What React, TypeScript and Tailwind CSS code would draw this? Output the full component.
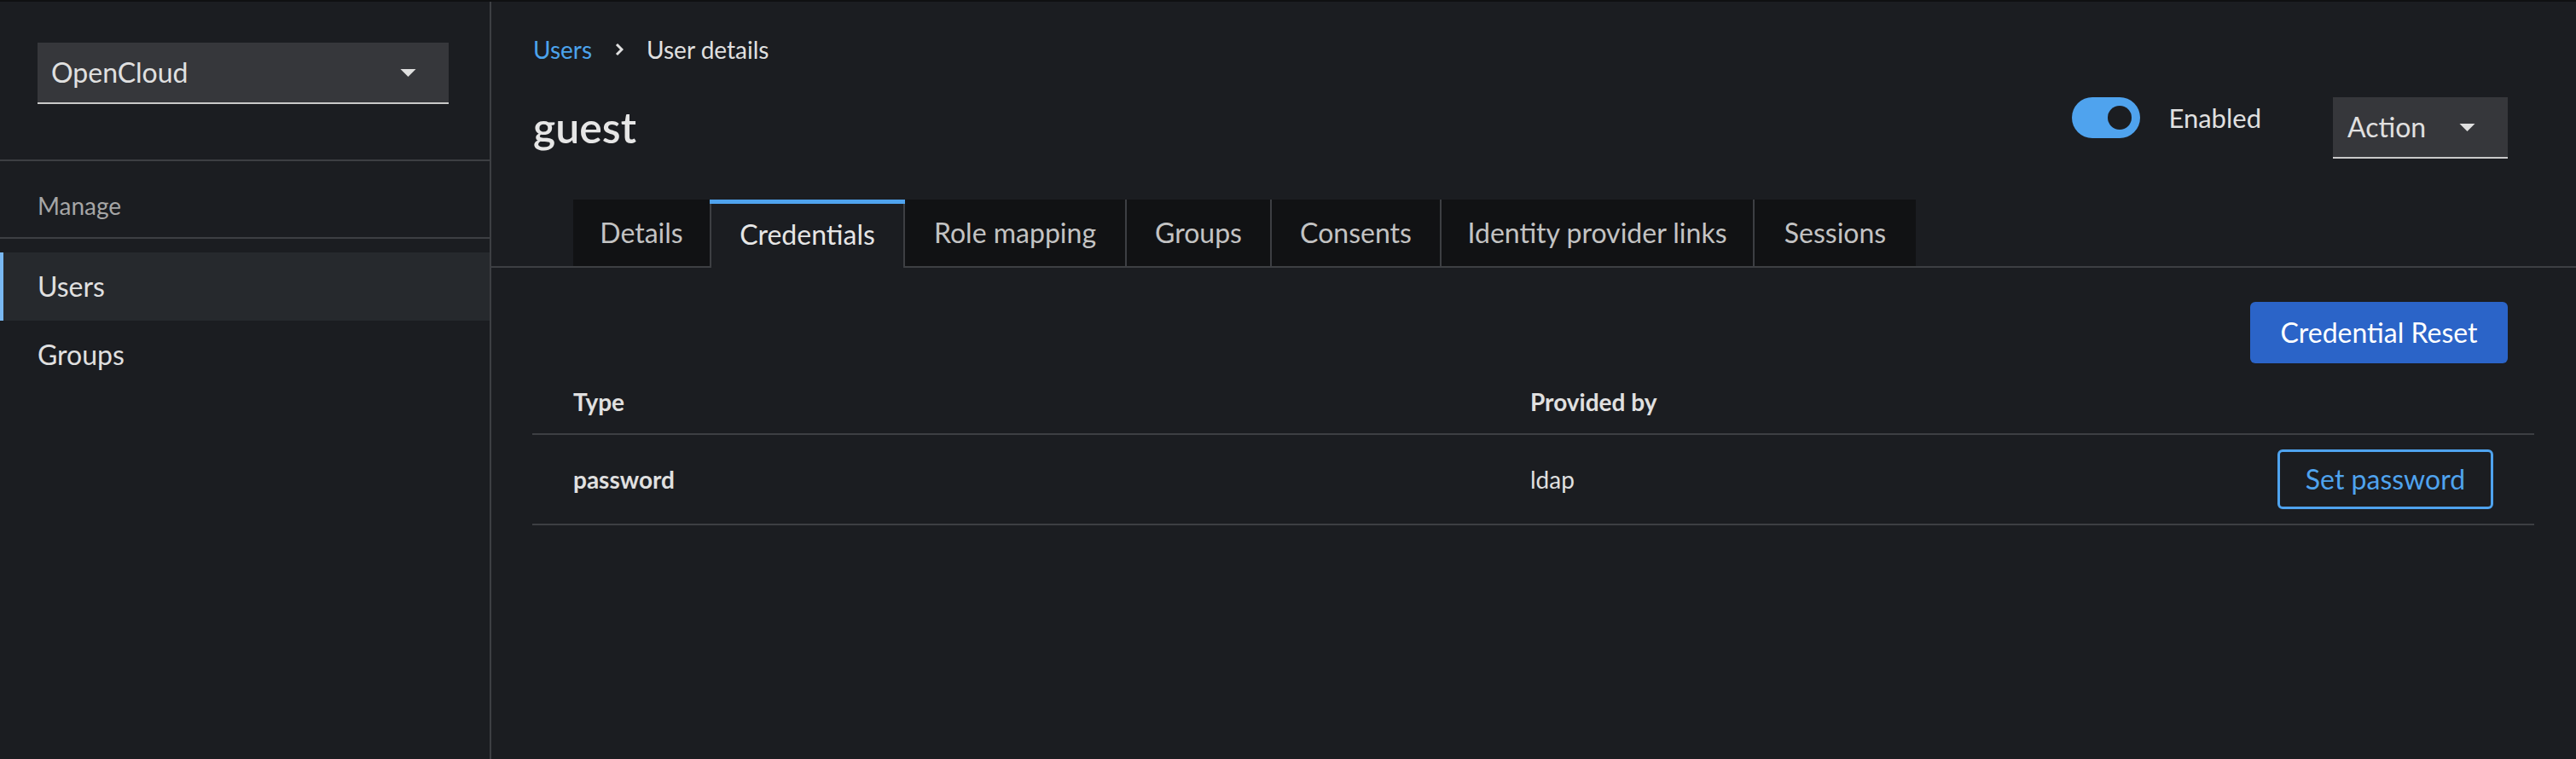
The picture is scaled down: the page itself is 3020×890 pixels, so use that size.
import React from 'react';

const CaretDown: React.FC<{ className?: string }> = ({ className }) => (
  <svg className={className} viewBox="0 0 20 10" fill="currentColor">
    <path d="M0 0 H20 L10 10 Z" />
  </svg>
);

const Sidebar: React.FC = () => (
  <aside className="w-[576px] shrink-0 border-r-2 border-[#3d3f43]">
    {/* realm picker */}
    <div className="pl-[44px] pt-[48px] pb-[65px]">
      <div className="flex h-[72px] w-[482px] items-center justify-between border-b-2 border-[#c9c9c9] bg-[#36373b] pl-4 pr-[38px] text-[32px]">
        <span>OpenCloud</span>
        <CaretDown className="h-[9px] w-[19px] text-[#e0e0e0]" />
      </div>
    </div>
    <div className="border-t-2 border-[#3d3f43] pl-[44px] pt-[32px] pb-[17px] text-[28px] leading-[40px] text-[#a6a6a6]">
      Manage
    </div>
    <nav className="border-t-2 border-[#3d3f43] pt-[16px] text-[32px]">
      <div className="flex h-[80px] items-center border-l-4 border-[#79b8f2] bg-[#26292d] pl-[40px]">
        Users
      </div>
      <div className="flex h-[80px] items-center border-l-4 border-transparent pl-[40px]">
        Groups
      </div>
    </nav>
  </aside>
);

const tabs = [
  { name: 'Details', cls: 'w-[160px]' },
  { name: 'Credentials', cls: 'w-[229px]', active: true },
  { name: 'Role mapping', cls: 'w-[258px]' },
  { name: 'Groups', cls: 'w-[170px] border-l-2' },
  { name: 'Consents', cls: 'w-[199px] border-l-2' },
  { name: 'Identity provider links', cls: 'w-[367px] border-l-2' },
  { name: 'Sessions', cls: 'w-[191px] border-l-2' },
];

const Tabs: React.FC = () => (
  <div className="flex border-b-2 border-[#3d3f43] pl-[96px] text-[32px]">
    {tabs.map((t) =>
      t.active ? (
        <div key={t.name} className={`-mb-[2px] flex h-[80px] flex-col ${t.cls}`}>
          <div className="h-[5px] bg-[#4fa3ee]" />
          <div className="flex flex-1 items-center justify-center border-x-2 border-[#3d3f43] bg-[#1b1d21] pb-[3px] text-[#e6e6e6]">
            {t.name}
          </div>
        </div>
      ) : (
        <div
          key={t.name}
          className={`flex h-[78px] items-center justify-center border-[#3d3f43] bg-[#111214] text-[#c3c3c3] ${t.cls}`}
        >
          {t.name}
        </div>
      )
    )}
  </div>
);

export default function App() {
  return (
    <div className="flex h-[890px] w-full border-t-2 border-[#0f1012] bg-[#1b1d21] font-['Lato',sans-serif] text-[#e0e0e0]">
      <Sidebar />
      <main className="min-w-0 flex-1">
        {/* header */}
        <div className="flex h-[232px] items-start justify-between pl-[49px] pr-[80px] pt-[36px]">
          <div>
            <div className="flex items-center text-[28px] leading-[40px]">
              <span className="text-[#4ca3ec]">Users</span>
              <svg className="mx-[27px] h-[16px] w-[10px]" viewBox="0 0 10 16" fill="none" stroke="#e0e0e0" strokeWidth="3">
                <path d="M2 2 L8 8 L2 14" />
              </svg>
              <span>User details</span>
            </div>
            <h1 className="mt-[43px] text-[50px] font-semibold leading-[56px] text-[#e6e6e6]">guest</h1>
          </div>
          <div className="mt-[76px] flex items-start">
            <div className="flex h-[48px] items-center">
              <div className="flex h-[48px] w-[80px] items-center justify-end rounded-full bg-[#4fa3ee] pr-[10px]">
                <div className="h-[28px] w-[28px] rounded-full bg-[#1b1d21]" />
              </div>
              <span className="ml-[33px] text-[31px]">Enabled</span>
            </div>
            <div className="ml-[84px] flex h-[72px] w-[205px] items-center justify-between border-b-2 border-[#c9c9c9] bg-[#36373b] pl-[17px] pr-[38px] text-[32px]">
              <span>Action</span>
              <CaretDown className="h-[9px] w-[19px] text-[#e0e0e0]" />
            </div>
          </div>
        </div>

        <Tabs />

        {/* credentials */}
        <div className="pl-[48px] pr-[49px]">
          <div className="flex justify-end pr-[31px] pt-[40px]">
            <button className="h-[72px] w-[302px] rounded-[6px] bg-[#2b64c8] text-[32px] text-white">
              Credential Reset
            </button>
          </div>
          <div className="flex h-[84px] items-center border-b-2 border-[#3d3f43] px-[48px] pt-[8px] text-[28px] font-bold">
            <div className="w-[1122px]">Type</div>
            <div className="flex-1">Provided by</div>
          </div>
          <div className="flex h-[106px] items-center border-b-2 border-[#3d3f43] px-[48px] text-[28px]">
            <div className="w-[1122px] font-bold">password</div>
            <div className="flex-1">ldap</div>
            <button className="h-[70px] w-[253px] rounded-[6px] border-[3px] border-[#4fa3ee] text-[32px] text-[#4fa3ee]">
              Set password
            </button>
          </div>
        </div>
      </main>
    </div>
  );
}
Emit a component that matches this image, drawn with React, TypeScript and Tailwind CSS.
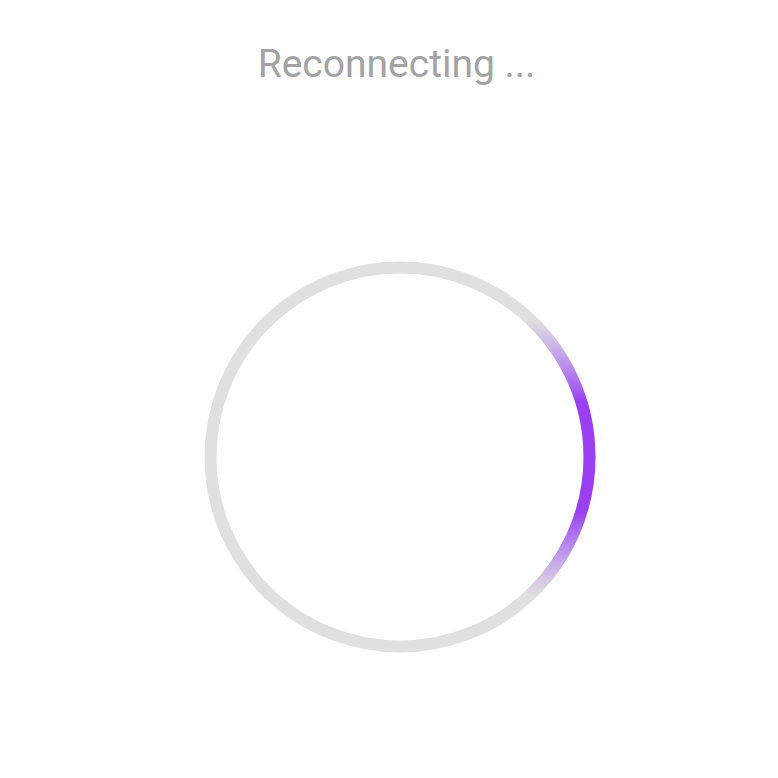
export default function App() {
  const cx = 200;
  const cy = 200;
  const r = 189.5;
  const a = (47 * Math.PI) / 180;
  const x1 = cx + r * Math.cos(a);
  const y1 = cy - r * Math.sin(a);
  const y2 = cy + r * Math.sin(a);

  return (
    <div className="flex h-[778px] w-[778px] flex-col items-center bg-white pt-[45px] font-['Roboto',sans-serif]">
      <div className="ml-[15px] text-[39px] leading-none text-[#a3a3a3]">Reconnecting ...</div>

      {/* anillo de carga */}
      <svg width="400" height="400" viewBox="0 0 400 400" className="ml-[22px] mt-[173px]">
        <defs>
          <linearGradient id="arco" gradientUnits="userSpaceOnUse" x1="0" y1={y1} x2="0" y2={y2}>
            <stop offset="0" stopColor="#b07cf0" stopOpacity="0" />
            <stop offset="0.14" stopColor="#a866f2" stopOpacity="0.55" />
            <stop offset="0.3" stopColor="#9a40f2" stopOpacity="1" />
            <stop offset="0.7" stopColor="#9a40f2" stopOpacity="1" />
            <stop offset="0.86" stopColor="#a866f2" stopOpacity="0.55" />
            <stop offset="1" stopColor="#b07cf0" stopOpacity="0" />
          </linearGradient>
        </defs>
        <circle cx={cx} cy={cy} r={r} fill="none" stroke="#e0e0e0" strokeWidth="12" />
        <path
          d={`M ${x1} ${y1} A ${r} ${r} 0 0 1 ${x1} ${y2}`}
          fill="none"
          stroke="url(#arco)"
          strokeWidth="12"
        />
      </svg>
    </div>
  );
}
□ □ □
• **Task requirements**:
Reproduce the material in its entirety and word for word, without the pictures.

• **Written response**:
What React, TypeScript and Tailwind CSS code would draw this? Output the full component.
The picture is scaled down: the page itself is 3020×890 pixels, so use that size.
import React from 'react';

const CaretDown: React.FC<{ className?: string }> = ({ className }) => (
  <svg className={className} viewBox="0 0 20 10" fill="currentColor">
    <path d="M0 0 H20 L10 10 Z" />
  </svg>
);

const Sidebar: React.FC = () => (
  <aside className="w-[576px] shrink-0 border-r-2 border-[#3d3f43]">
    {/* realm picker */}
    <div className="pl-[44px] pt-[48px] pb-[65px]">
      <div className="flex h-[72px] w-[482px] items-center justify-between border-b-2 border-[#c9c9c9] bg-[#36373b] pl-4 pr-[38px] text-[32px]">
        <span>OpenCloud</span>
        <CaretDown className="h-[9px] w-[19px] text-[#e0e0e0]" />
      </div>
    </div>
    <div className="border-t-2 border-[#3d3f43] pl-[44px] pt-[32px] pb-[17px] text-[28px] leading-[40px] text-[#a6a6a6]">
      Manage
    </div>
    <nav className="border-t-2 border-[#3d3f43] pt-[16px] text-[32px]">
      <div className="flex h-[80px] items-center border-l-4 border-[#79b8f2] bg-[#26292d] pl-[40px]">
        Users
      </div>
      <div className="flex h-[80px] items-center border-l-4 border-transparent pl-[40px]">
        Groups
      </div>
    </nav>
  </aside>
);

const tabs = [
  { name: 'Details', cls: 'w-[160px]' },
  { name: 'Credentials', cls: 'w-[229px]', active: true },
  { name: 'Role mapping', cls: 'w-[258px]' },
  { name: 'Groups', cls: 'w-[170px] border-l-2' },
  { name: 'Consents', cls: 'w-[199px] border-l-2' },
  { name: 'Identity provider links', cls: 'w-[367px] border-l-2' },
  { name: 'Sessions', cls: 'w-[191px] border-l-2' },
];

const Tabs: React.FC = () => (
  <div className="flex border-b-2 border-[#3d3f43] pl-[96px] text-[32px]">
    {tabs.map((t) =>
      t.active ? (
        <div key={t.name} className={`-mb-[2px] flex h-[80px] flex-col ${t.cls}`}>
          <div className="h-[5px] bg-[#4fa3ee]" />
          <div className="flex flex-1 items-center justify-center border-x-2 border-[#3d3f43] bg-[#1b1d21] pb-[3px] text-[#e6e6e6]">
            {t.name}
          </div>
        </div>
      ) : (
        <div
          key={t.name}
          className={`flex h-[78px] items-center justify-center border-[#3d3f43] bg-[#111214] text-[#c3c3c3] ${t.cls}`}
        >
          {t.name}
        </div>
      )
    )}
  </div>
);

export default function App() {
  return (
    <div className="flex h-[890px] w-full border-t-2 border-[#0f1012] bg-[#1b1d21] font-['Lato',sans-serif] text-[#e0e0e0]">
      <Sidebar />
      <main className="min-w-0 flex-1">
        {/* header */}
        <div className="flex h-[232px] items-start justify-between pl-[49px] pr-[80px] pt-[36px]">
          <div>
            <div className="flex items-center text-[28px] leading-[40px]">
              <span className="text-[#4ca3ec]">Users</span>
              <svg className="mx-[27px] h-[16px] w-[10px]" viewBox="0 0 10 16" fill="none" stroke="#e0e0e0" strokeWidth="3">
                <path d="M2 2 L8 8 L2 14" />
              </svg>
              <span>User details</span>
            </div>
            <h1 className="mt-[43px] text-[50px] font-semibold leading-[56px] text-[#e6e6e6]">guest</h1>
          </div>
          <div className="mt-[76px] flex items-start">
            <div className="flex h-[48px] items-center">
              <div className="flex h-[48px] w-[80px] items-center justify-end rounded-full bg-[#4fa3ee] pr-[10px]">
                <div className="h-[28px] w-[28px] rounded-full bg-[#1b1d21]" />
              </div>
              <span className="ml-[33px] text-[31px]">Enabled</span>
            </div>
            <div className="ml-[84px] flex h-[72px] w-[205px] items-center justify-between border-b-2 border-[#c9c9c9] bg-[#36373b] pl-[17px] pr-[38px] text-[32px]">
              <span>Action</span>
              <CaretDown className="h-[9px] w-[19px] text-[#e0e0e0]" />
            </div>
          </div>
        </div>

        <Tabs />

        {/* credentials */}
        <div className="pl-[48px] pr-[49px]">
          <div className="flex justify-end pr-[31px] pt-[40px]">
            <button className="h-[72px] w-[302px] rounded-[6px] bg-[#2b64c8] text-[32px] text-white">
              Credential Reset
            </button>
          </div>
          <div className="flex h-[84px] items-center border-b-2 border-[#3d3f43] px-[48px] pt-[8px] text-[28px] font-bold">
            <div className="w-[1122px]">Type</div>
            <div className="flex-1">Provided by</div>
          </div>
          <div className="flex h-[106px] items-center border-b-2 border-[#3d3f43] px-[48px] text-[28px]">
            <div className="w-[1122px] font-bold">password</div>
            <div className="flex-1">ldap</div>
            <button className="h-[70px] w-[253px] rounded-[6px] border-[3px] border-[#4fa3ee] text-[32px] text-[#4fa3ee]">
              Set password
            </button>
          </div>
        </div>
      </main>
    </div>
  );
}
Emit a component that matches this image, drawn with React, TypeScript and Tailwind CSS.
export default function App() {
  const cx = 200;
  const cy = 200;
  const r = 189.5;
  const a = (47 * Math.PI) / 180;
  const x1 = cx + r * Math.cos(a);
  const y1 = cy - r * Math.sin(a);
  const y2 = cy + r * Math.sin(a);

  return (
    <div className="flex h-[778px] w-[778px] flex-col items-center bg-white pt-[45px] font-['Roboto',sans-serif]">
      <div className="ml-[15px] text-[39px] leading-none text-[#a3a3a3]">Reconnecting ...</div>

      {/* anillo de carga */}
      <svg width="400" height="400" viewBox="0 0 400 400" className="ml-[22px] mt-[173px]">
        <defs>
          <linearGradient id="arco" gradientUnits="userSpaceOnUse" x1="0" y1={y1} x2="0" y2={y2}>
            <stop offset="0" stopColor="#b07cf0" stopOpacity="0" />
            <stop offset="0.14" stopColor="#a866f2" stopOpacity="0.55" />
            <stop offset="0.3" stopColor="#9a40f2" stopOpacity="1" />
            <stop offset="0.7" stopColor="#9a40f2" stopOpacity="1" />
            <stop offset="0.86" stopColor="#a866f2" stopOpacity="0.55" />
            <stop offset="1" stopColor="#b07cf0" stopOpacity="0" />
          </linearGradient>
        </defs>
        <circle cx={cx} cy={cy} r={r} fill="none" stroke="#e0e0e0" strokeWidth="12" />
        <path
          d={`M ${x1} ${y1} A ${r} ${r} 0 0 1 ${x1} ${y2}`}
          fill="none"
          stroke="url(#arco)"
          strokeWidth="12"
        />
      </svg>
    </div>
  );
}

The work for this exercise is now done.